Sealed Air’s case should not be misinterpreted, or overinterpreted, as evidence of “some fundamental measure of a state’s strategy,” said Biggins, whose Princeton-based firm advises on site selection and incentives.

Payroll costs alone, which are significantly lower in North Carolina than in New Jersey, could have been a driving force, as they have often been seen to represent 70 percent of total costs, Biggins said.

While New Jersey won’t win them all, Biggins said he believes the “vast majority” of projects approved by the EDA have ultimately resulted in decisions to locate within the state.

RELATED: Why it stayed: Panasonic’s decision was about more than tax incentives

“Once incentives have narrowed the cost gap, then other factors come into play and (New Jersey) will win some and lose some,” Biggins.

Site selection is a “highly complicated, multifaceted decision-making process,” said Ted Zangari, a real estate attorney with Sills Cummis & Gross. When site selection factors are mostly equal, that’s when incentives can make the biggest difference, he said.

But often they’re not. That’s great news if New Jersey is competing against an area in New York City for a business. Not so great if it’s Florida or Texas.

“There is a cost differential between New Jersey and, frankly, most other competing states,” Zangari said.

Still, with the retooling of incentives and marketing efforts, not to mention the work of the Red Tape Review Commission, Zangari said he believes New Jersey is in a better place to compete today than it has been in decades.

“We’re ahead of the game,” Zangari said.

Lauren Moore, executive director of the New Jersey Business Action Center, points to the state’s recent attraction of Forbes Media to Jersey City and retention of Marathon Data Systems in Neptune as examples of how, “with the right tools available,” New Jersey can compete.

Part of that includes incentives, but it also means making the state’s corporate business tax structure more attractive and fostering a supportive business environment, Moore said.

“When businesses come to us, we work to understand the company’s needs, pulling our resources together in an effort to retain the company and its associated jobs,” Moore said.

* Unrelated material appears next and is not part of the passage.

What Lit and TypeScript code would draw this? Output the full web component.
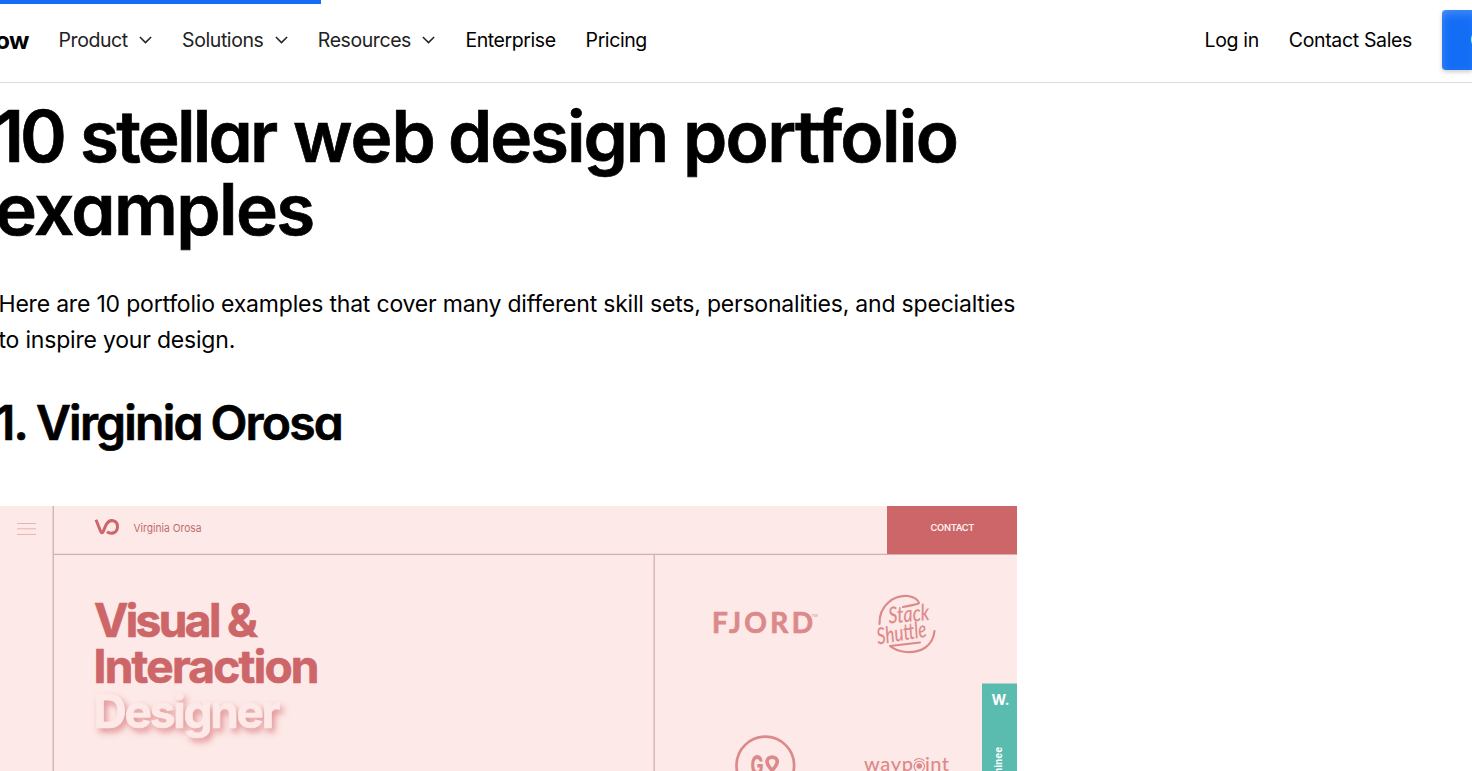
import { LitElement, html, css } from "lit";
import { customElement } from "lit/decorators.js";

@customElement("portfolio-shot")
class PortfolioShot extends LitElement {
  static styles = css`
    :host { display: block; width: 1017px; height: 265px; overflow: hidden; }
    svg { display: block; font-family: Inter, "Liberation Sans", sans-serif; }
    .rule { stroke: #d0b0b0; stroke-width: 1.3; }
    .menu { stroke: #e8b3b3; stroke-width: 1; }
    .red { fill: #cd6668; }
    .soft { fill: #dc898b; }
    .line { fill: none; stroke: #dc898b; stroke-linecap: round; stroke-linejoin: round; }
    .logo { fill: none; stroke: #cd6668; stroke-width: 3; }
    .name { font-size: 11px; fill: #bd6e70; }
    .title { font-size: 46px; font-weight: 700; }
    .bold { stroke: #cd6668; stroke-width: 0.7; }
    .ghost { fill: #fde9e7; stroke: #fde9e7; stroke-width: 0.7; filter: drop-shadow(3px 4px 3px #d8787cc0); }
    .contact { font-size: 9.3px; font-weight: 600; fill: #fff0ee; }
    .fjord { font-family: Lato, sans-serif; font-weight: 700; font-size: 28px; stroke: #dc898b; stroke-width: 0.7; }
    .tm { font-size: 4px; }
    .script { font-family: Lato, sans-serif; font-style: italic; font-weight: 500; font-size: 23px; }
    .way { font-family: Lato, sans-serif; font-size: 20px; font-weight: 500; }
    .go { font-weight: 800; font-size: 27px; }
    .white { fill: #fff; font-weight: 700; }
  `;
  render() {
    return html`<svg width="1017" height="265" viewBox="0 0 1017 265">
      <rect width="1017" height="265" fill="#fde9e7" />
      <path class="menu" d="M17 17.5H36M17 22.8H36M17 28.4H36" />
      <path class="rule" d="M53.2 0V265M53 48.3H1017M654.2 48.5V265" />
      <path class="logo" d="M96 13.7L100.6 25.2Q102 28.5 103.4 25.2L106 19C110 11.5 117.5 14.8 117.5 20.7C117.5 27 111 28.8 107 25.8" />
      <text class="name" x="133.5" y="25.7" textLength="68" lengthAdjust="spacingAndGlyphs">Virginia Orosa</text>
      <text class="red title bold" x="94" y="130.5" textLength="164">Visual &amp;</text>
      <text class="red title bold" x="93.5" y="176.5" textLength="226">Interaction</text>
      <text class="ghost title" x="93.5" y="222" textLength="187">Designer</text>
      <rect class="red" x="887" width="130" height="48" />
      <text class="contact" x="930.5" y="25.2" textLength="44">CONTACT</text>
      <text class="soft fjord" x="712" y="127" textLength="101">FJORD</text>
      <text class="soft tm" x="811.5" y="110.5">TM</text>
      <path class="line" stroke-width="2.2" d="M879.5 118C879 99 894 89 908 90C914 91 918 94 919 97C917 99 913 98.5 903 101M934.5 125C933 140 921 147 906 146Q896 145 890 140L920 136.5" />
      <text class="soft script" transform="translate(889 117.5) rotate(-5)" textLength="41" lengthAdjust="spacingAndGlyphs">Stack</text>
      <text class="soft script" transform="translate(878 138.5) rotate(-9)" textLength="50" lengthAdjust="spacingAndGlyphs">Shuttle</text>
      <circle class="line" cx="765.3" cy="259.5" r="28.8" stroke-width="2.7" />
      <text class="soft go" x="750.5" y="269" textLength="13" lengthAdjust="spacingAndGlyphs">G</text>
      <path class="line" stroke-width="3.6" d="M776 270L769 260.5Q765.3 255 768.5 252.3Q772 249.8 775.8 252.3Q779 255 775.3 260.5L768 270" />
      <text class="soft way" x="864" y="265" textLength="49">wayp</text>
      <text class="soft way" x="925" y="265" textLength="24">int</text>
      <circle class="soft" cx="919.3" cy="260" r="2.8" />
      <path class="line" stroke-width="1.1" d="M916 264.5A5.2 5.2 0 1 1 922.6 264.5M914.5 254.5Q919 250.5 924 254.5" />
      <rect x="982" y="177.5" width="35" height="88" fill="#59bcae" />
      <text class="white" x="991.5" y="199" font-size="14" textLength="18" lengthAdjust="spacingAndGlyphs">W.</text>
      <text class="white" transform="translate(1002.3 284) rotate(-90)" font-size="9.3" textLength="43">Nominee</text>
    </svg>`;
  }
}

@customElement("app-root")
class AppRoot extends LitElement {
  static styles = css`
    :host { display: block; width: 1472px; height: 771px; overflow: hidden; background: #fff; color: #000; font-family: Inter, "Liberation Sans", sans-serif; }
    .progress { height: 4px; width: 321px; background: #146ef5; }
    header { height: 78px; border-bottom: 1px solid #dcdcdc; display: flex; align-items: center; overflow: hidden; box-sizing: content-box; }
    .brand { width: 28.5px; display: flex; justify-content: flex-end; font-weight: 700; font-size: 24px; letter-spacing: -0.8px; margin-right: 30px; padding-bottom: 4px; line-height: 30px; }
    nav { display: flex; gap: 30px; font-size: 19.5px; line-height: 24px; padding-bottom: 6px; letter-spacing: -0.42px; white-space: nowrap; }
    .item { display: flex; align-items: center; gap: 11.4px; color: #222; }
    .item svg { display: block; }
    .strong { color: #000; }
    .right { margin-left: auto; margin-right: 30px; letter-spacing: -0.35px; }
    .cta { width: 30px; height: 60px; flex: none; margin-bottom: 6px; background: #146ef5; border-radius: 4px 0 0 4px; box-shadow: 0 2px 4px #0003, inset 0 8px 10px -4px #ffffff30, inset 5px 0 8px -4px #ffffff20; display: flex; align-items: center; justify-content: flex-end; overflow: hidden; color: #fff; }
    .cta span { width: 2px; font-size: 20px; }
    main { overflow: hidden; }
    h1, h2 { display: grid; font-weight: 600; font-feature-settings: "cv11"; white-space: nowrap; margin: 0; -webkit-text-stroke: 0.7px #000; }
    h1 { grid-template-columns: 86px 213px 155px 235px auto; font-size: 71px; line-height: 73px; letter-spacing: -2.1px; margin: 17px 0 0 -6px; }
    .ten { letter-spacing: -4px; }
    .tight { letter-spacing: -2.8px; }
    .wide { letter-spacing: -1px; }
    .mid { letter-spacing: -1.7px; }
    .last { letter-spacing: -1.6px; padding-left: 1px; }
    p { font-size: 23px; line-height: 36px; margin: 40px 0 0 -1.5px; white-space: nowrap; letter-spacing: -0.2px; }
    h2 { grid-template-columns: 41px 174.5px auto; font-size: 48px; line-height: 56px; margin: 37px 0 55px -5px; letter-spacing: -1.8px; }
  `;
  item(label: string) {
    return html`<span class="item">${label}<svg width="13" height="10" viewBox="0 0 13 10" fill="none" stroke="#222" stroke-width="1.5"><path d="M0.9 2L6.5 7.6L12.1 2" /></svg></span>`;
  }
  render() {
    return html`
      <div class="progress"></div>
      <header>
        <div class="brand">flow</div>
        <nav>
          ${["Product", "Solutions", "Resources"].map((l) => this.item(l))}
          <span class="strong">Enterprise</span><span class="strong">Pricing</span>
        </nav>
        <nav class="right"><span>Log in</span><span>Contact Sales</span></nav>
        <div class="cta"><span>G</span></div>
      </header>
      <main>
        <h1>
          <span class="ten">10</span><span class="tight">stellar</span><span class="wide">web</span><span>design</span><span class="mid">portfolio</span>
          <span class="last">examples</span>
        </h1>
        <p>Here are 10 portfolio examples that cover many different skill sets, personalities, and specialties<br />to inspire your design.</p>
        <h2><span>1.</span><span>Virginia</span><span>Orosa</span></h2>
        <portfolio-shot></portfolio-shot>
      </main>`;
  }
}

But then there are companies such as Hertz, which, much like Sealed Air, never really gave the state an opportunity to make its case in the first place.

With the help of an $85 million tax break, the Fortune 500 rental car company announced last May that it was leaving Park Ridge, where it had been headquartered for the past 25 years, for Estero, Fla.

Florida’s incentives played an active role in the decision, but New Jersey would’ve offered them, too. Lt. Gov. Kim Guadagno said at the time that the state could have provided the company at least $40 million in incentives if it had chosen to stay.

But Hertz, Guadagno then said, only contacted the state the week prior to announcing its departure.

Again, incentives took a backseat to another factor in the relocation process. In Hertz’s case, it was cost of living.

Having then recently acquired Tulsa, Okla.-based Dollar Thrifty and needing to consolidate its corporate offices, Hertz said at the time that New Jersey would’ve proved too costly a place to do it. Florida also offered a chance to relocate to a tourism hub, an asset for a rental car company.

And while New Jersey is competing for business both in other parts of the country and globally, its neighbors often prove to be some of the toughest obstacles to overcome.

Dietz & Watson had always been a Philadelphia-based company, but the deli meats and cheese producer had for years operated a large distribution center in Delanco, employing 110 people there.